By adding the two lines of code below, we can immediately unlock the latest Intel hardware optimizations for PyTorch:

model = self.model.to(memory_format=torch.channels_last)
model, self.optimizer = ipex.optimize(
            self.model, optimizer=self.optimizer,dtype=torch.float32

After training our model enough epochs to stabilize and achieve satisfactory accuracy without overfitting (Figure 8), we can begin testing our model on unseen data.

Figure 8. Loss vs epochs and accuracy vs epochs for our training and validation datasets

Producing Actionable Insights from Model Predictions

Now that we have successfully transfer-learned our model, we can predict the labels of unseen data (Figure 9a and 9b) and stitch together a dinosaur fossil probability map.
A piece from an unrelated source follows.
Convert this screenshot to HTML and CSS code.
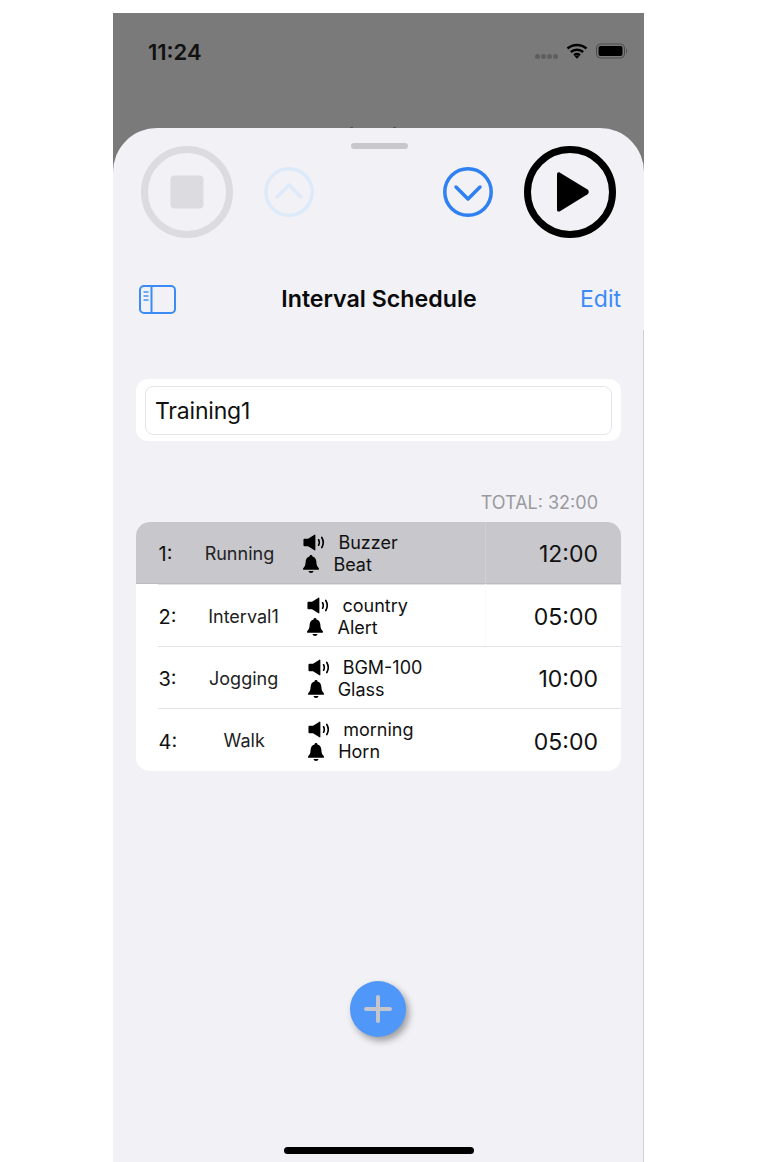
FILE: index.html
```html
<!DOCTYPE html>
<html lang="en">
<head>
<meta charset="utf-8">
<title>Interval Schedule</title>
<link rel="stylesheet" href="styles.css">
</head>
<body>
<svg class="defs" aria-hidden="true">
  <symbol id="spk" viewBox="0 0 24 18">
    <path d="M1.500 5h4L12.500 .5c.5-.3 1 0 1 .6v15.800c0 .6-.5.9-1 .6L5.500 13h-4c-.6 0-1-.4-1-1V6c0-.6.4-1 1-1z" fill="#000"/>
    <path d="M17 6c1 1.900 1 4.100 0 6M20.500 3.500c2 3.400 2 7.600 0 11" fill="none" stroke="#000" stroke-width="1.800" stroke-linecap="round"/>
  </symbol>
  <symbol id="bell" viewBox="0 0 20 20">
    <path d="M10 1c.9 0 1.400.6 1.500 1.400 2.700.7 3.800 3 3.900 5.700.1 3 .6 4.300 2.400 6.100.5.600.2 1.600-.8 1.600H3c-1 0-1.300-1-.8-1.600C4 12.400 4.500 11.100 4.600 8.100c.1-2.700 1.200-5 3.900-5.700C8.600 1.600 9.100 1 10 1z" fill="#000"/>
    <path d="M7.500 17h5c-.2 1.300-1.200 2-2.500 2s-2.300-.7-2.500-2z" fill="#000"/>
  </symbol>
</svg>
<div class="phone">
  <header class="status">
    <span class="clock">11:24</span>
    <div class="status-icons">
      <span class="signal"><i></i><i></i><i></i><i></i></span>
      <svg class="wifi" width="22" height="16" viewBox="0 0 22 16"><path d="M1.500 5.500C7 .8 15 .8 20.500 5.500M4.800 9C8.400 6 13.600 6 17.200 9M8 12.200c1.800-1.400 4.200-1.400 6 0" fill="none" stroke="#000" stroke-width="2.400"/><path d="M8.700 13.200 11 15.800l2.300-2.600c-1.400-1-3.200-1-4.600 0z" fill="#000"/></svg>
      <svg class="battery" width="32" height="16" viewBox="0 0 32 16"><rect x=".5" y="1" width="28" height="14" rx="4" fill="none" stroke="#4a4a4a"/><rect x="2.500" y="3" width="24" height="10" rx="2" fill="#000"/><path d="M30 5.500c1.200.4 1.200 4.600 0 5z" fill="#4a4a4a"/></svg>
    </div>
  </header>
  <main class="sheet">
    <span class="speck speck-a"></span>
    <span class="speck speck-b"></span>
    <span class="edge"></span>
    <div class="grabber"></div>
    <div class="controls">
      <svg class="big" width="92" height="92" viewBox="0 0 92 92"><circle cx="46" cy="46" r="42.500" fill="none" stroke="#dcdce0" stroke-width="7"/><rect x="29.500" y="29.500" width="33" height="33" rx="4" fill="#dcdce0"/></svg>
      <svg class="small up" width="50" height="50" viewBox="0 0 50 50"><circle cx="25" cy="25" r="23.200" fill="none" stroke="#ddeafa" stroke-width="3.500"/><path d="M13 30 25 18l12 12" fill="none" stroke="#ddeafa" stroke-width="3.500" stroke-linecap="round" stroke-linejoin="round"/></svg>
      <span class="spacer"></span>
      <svg class="small down" width="50" height="50" viewBox="0 0 50 50"><circle cx="25" cy="25" r="23.200" fill="none" stroke="#2f80f2" stroke-width="3.500"/><path d="M13 20 25 32l12-12" fill="none" stroke="#2f80f2" stroke-width="3.500" stroke-linecap="round" stroke-linejoin="round"/></svg>
      <svg class="big play" width="92" height="92" viewBox="0 0 92 92"><circle cx="46" cy="46" r="42.500" fill="none" stroke="#000" stroke-width="7"/><path d="M33 28.500c0-2 1.500-2.700 3-1.800l27.500 16.900c1.700 1.100 1.700 3.600 0 4.700L36 65.200c-1.500.9-3 .2-3-1.800z" fill="#000"/></svg>
    </div>
    <nav class="navbar">
      <svg width="37" height="29" viewBox="0 0 37 29"><rect x="1" y="1" width="35" height="27" rx="4" fill="none" stroke="#3b8bf6" stroke-width="2"/><path d="M12.500 1v27" stroke="#3b8bf6" stroke-width="2"/><path d="M4.500 7h5M4.500 11h5M4.500 15h5" stroke="#6ba8f8" stroke-width="1.800"/></svg>
      <h1 class="title">Interval Schedule</h1>
      <a class="edit">Edit</a>
    </nav>
    <section class="name-card">
      <div class="name-input">Training1</div>
    </section>
    <p class="total">TOTAL: 32:00</p>
    <ul class="list">
      <li class="row selected">
        <span class="index">1:</span><span class="name">Running</span>
        <div class="sounds">
          <div class="line"><svg class="spk"><use href="#spk"/></svg><span>Buzzer</span></div>
          <div class="line"><svg class="bell"><use href="#bell"/></svg><span>Beat</span></div>
        </div>
        <span class="time">12:00</span>
      </li>
      <li class="row">
        <span class="index">2:</span><span class="name">Interval1</span>
        <div class="sounds">
          <div class="line"><svg class="spk"><use href="#spk"/></svg><span>country</span></div>
          <div class="line"><svg class="bell"><use href="#bell"/></svg><span>Alert</span></div>
        </div>
        <span class="time">05:00</span>
      </li>
      <li class="row">
        <span class="index">3:</span><span class="name">Jogging</span>
        <div class="sounds">
          <div class="line"><svg class="spk"><use href="#spk"/></svg><span>BGM-100</span></div>
          <div class="line"><svg class="bell"><use href="#bell"/></svg><span>Glass</span></div>
        </div>
        <span class="time">10:00</span>
      </li>
      <li class="row">
        <span class="index">4:</span><span class="name">Walk</span>
        <div class="sounds">
          <div class="line"><svg class="spk"><use href="#spk"/></svg><span>morning</span></div>
          <div class="line"><svg class="bell"><use href="#bell"/></svg><span>Horn</span></div>
        </div>
        <span class="time">05:00</span>
      </li>
    </ul>
    <div class="fab-wrap">
      <button class="fab" aria-label="Add"><svg width="28" height="28" viewBox="0 0 28 28"><path d="M14 2v24M2 14h24" stroke="#c4c6cc" stroke-width="4" stroke-linecap="round"/></svg></button>
    </div>
    <div class="home"></div>
  </main>
</div>
</body>
</html>
```

FILE: styles.css
```css
* { box-sizing: border-box; }
html, body { margin: 0; padding: 0; height: 100%; overflow: hidden; background: #fff; }
body { font-family: Inter, "Liberation Sans", sans-serif; color: #000; padding: 13px 126px 0 113px; }
.defs { display: none; }
.phone { width: 531px; height: 1149px; background: #7a7a7a; display: flex; flex-direction: column; }
.status { height: 115px; flex: none; display: flex; justify-content: space-between; padding: 27px 16px 0 35px; }
.clock { font-size: 22px; font-weight: 600; line-height: 24px; color: #111; }
.status-icons { display: flex; align-items: center; height: 22px; gap: 8px; }
.signal { display: flex; gap: 1px; margin-top: 11px; }
.signal i { width: 5px; height: 5px; border-radius: 50%; background: #5e5e5e; }
.sheet { flex: 1; background: #f1f1f6; border-radius: 44px 44px 0 0; display: flex; flex-direction: column; align-items: stretch; position: relative; }
.speck { position: absolute; top: -1px; width: 3px; height: 1px; background: #555; }
.speck-a { left: 237px; }
.speck-b { left: 280px; }
.edge { position: absolute; top: 202px; bottom: 0; right: 0; width: 1px; background: #d0d0d4; }
.grabber { width: 57px; height: 6px; background: #c8c8cc; border-radius: 3px; margin: 15px 0 0 238px; }
.controls { display: flex; align-items: center; padding: 0 28px 0 28px; margin-top: -3px; height: 92px; }
.controls .up { margin-left: 31px; }
.controls .spacer { flex: 1; }
.controls .play { margin-left: 31px; }
.navbar { display: flex; align-items: center; justify-content: space-between; margin-top: 47px; height: 29px; padding: 0 23px 0 26px; position: relative; }
.title { position: absolute; left: 0; right: 0; text-align: center; margin: 0 0 0 1px; font-size: 23.200px; font-weight: 600; line-height: 29px; color: #0a0a0a; }
.edit { font-size: 23px; color: #3b8bf6; line-height: 29px; }
.name-card { margin: 65px 23px 0 23px; height: 62px; background: #fff; border-radius: 12px; padding: 7px 9px; }
.name-input { height: 49px; border: 1px solid #e6e6e8; border-radius: 8px; padding: 0 9px; font-size: 23px; line-height: 49px; letter-spacing: -.2px; color: #111; }
.total { margin: 51px 46px 0 0; text-align: right; font-size: 18px; line-height: 22px; color: #9a9a9e; }
.list { list-style: none; margin: 8px 23px 0 23px; padding: 0; background: #fff; border-radius: 14px; overflow: hidden; }
.row { display: flex; align-items: center; height: 62px; padding: 0 23px 0 22.500px; position: relative; }
.row + .row { padding-top: 2px; }
.row:last-child { height: 63px; }
.row + .row::before { content: ""; position: absolute; left: 22px; right: 0; top: 0; height: 1px; background: #e2e2e5; }
.row.selected { background: #c7c7cc; box-shadow: inset 0 -1px 0 #bcbcc0; }
.row.selected::after { content: ""; position: absolute; left: 349px; top: 0; bottom: 0; width: 1px; background: #d0d0d4; }
.row:nth-child(2)::after { content: ""; position: absolute; left: 349px; top: 0; bottom: 0; width: 1px; background: #fafafb; }
.index { font-size: 20px; color: #111; padding-top: 2px; }
.name { width: 120px; text-align: center; font-size: 18px; color: #222; margin-left: 7px; flex: none; }
.sounds { display: flex; flex-direction: column; margin-left: 4px; }
.line { display: flex; align-items: center; height: 22px; font-size: 18px; color: #111; }
.spk { width: 22px; height: 17px; }
.bell { width: 20px; height: 20px; margin-left: -2px; }
.line .spk + span { margin-left: 13px; }
.line .bell + span { margin-left: 12px; }
.time { margin-left: auto; font-size: 23px; color: #111; padding-top: 2px; }
.fab-wrap { margin-top: 210px; display: flex; justify-content: center; padding-right: 2px; }
.fab { width: 56px; height: 56px; border: 0; padding: 0; border-radius: 50%; background: #4f97f9; box-shadow: 3px 4px 7px rgba(0,0,0,.35); display: flex; align-items: center; justify-content: center; }
.home { position: absolute; left: 171px; bottom: 8px; width: 190px; height: 7px; border-radius: 4px; background: #000; }
```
Figure 9a. A batch of five predictions on unseen data

Figure 9b. A batch of five predictions on unseen data

Let’s combine our images and apply a gradient color overlay representative of our model’s predicted labels (Figure 10). The green gradients indicate a higher probability of finding fossils in that location. Now we can put on our boots and begin our dinosaur hunting adventure, starting with the areas of higher fossil likelihood predicted by our model.

Figure 10. Dinosaur fossil likelihood map

Concluding Remarks

We explored a fascinating application of computer vision to the discipline of paleontology. One important thing to highlight is that the workflow described in this article and the underlying Jupyter notebooks can be applied to any scenario where aerial photographs are used to delineate the properties of a region. Some future examples we could explore are forest fire likelihood, coral reef bleaching detection, and agriculture crop performance. If you are interested in evaluating the extended work performed with the Intel Distribution of OpenVINO Toolkit, check out the notebooks on CPU and iGPU inference.